Hurray! Here's someone saying that Pullman's atheism is entirely derivative of Christianity, like I said on this blog a while ago. One might also observe that his view of sin as particularly sexual is very Augustine. I feel guilty for not getting more to grips with all these anti-religion arguments, but not enough to do anything about it when there are so much more interesting things to do, like Barth on Romans. Williams quotes the novelist Marilynne Robinson saying that Creationism is just the sort of impoverished ideology that militant atheist Darwinism most needed. Now we could do with the Christian backlash against Creationism. But Williams, entirely consistently with the thesis of his book and of his theology in general, works less by argument than through actions and narrative, and his reply to impoverished views of Christianity is to bring out in his Dostoyevsky book an examination of particularly interesting and subtle Christian views. Hurray for the archbishop! He's unusual.

More TV!
I do like Star Stories -- the Kate Moss one is very tasteless. I understand Take That have embraced theirs to the extent of playing extracts at their concerts, and I bet George Michael likes his, but the Bono one is pretty savage.

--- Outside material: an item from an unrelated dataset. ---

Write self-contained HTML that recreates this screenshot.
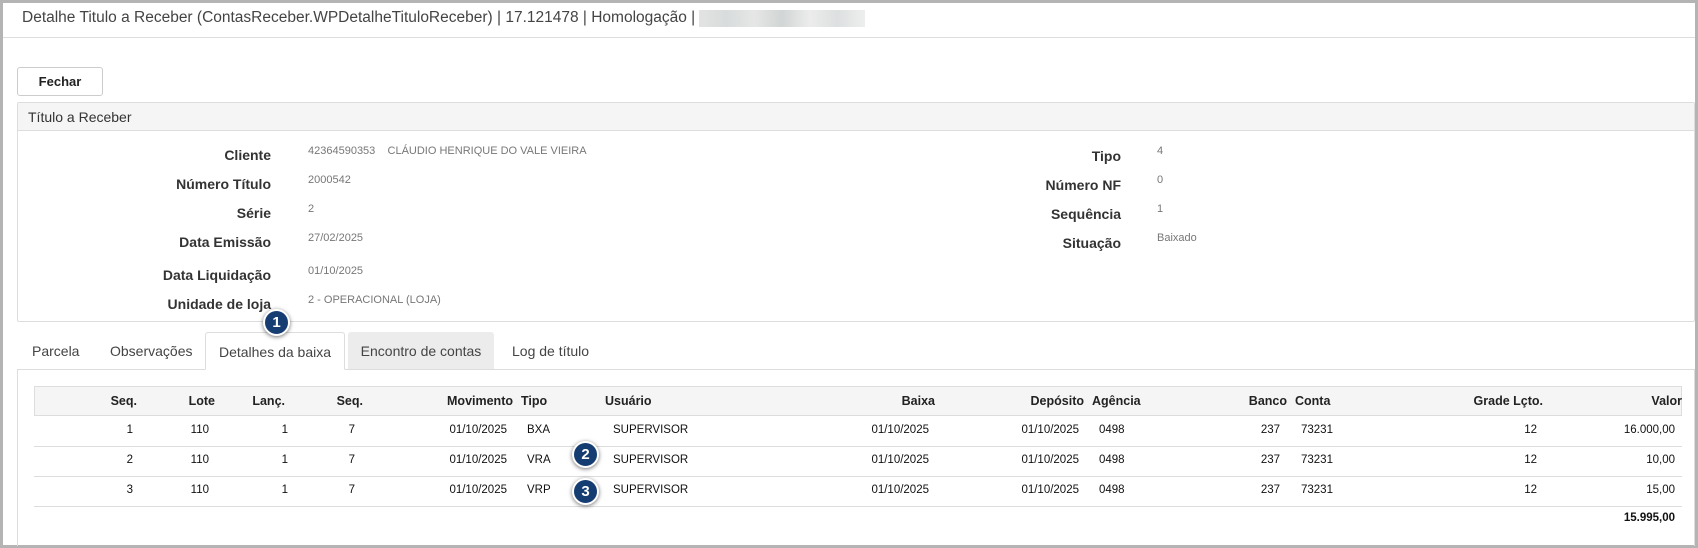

Little nephew slightly less little!
He has now passed his birth weight, and is nearly seven pounds, plus he is learning how to burp.

Glasses!
I got my new glasses. The lady at Boots made me try them on and look at her computer to check they were OK, which gave me the really odd experience of looking at something I could see perfectly clearly and then its suddenly becoming much clearer. I feel like this should be a metaphor for something.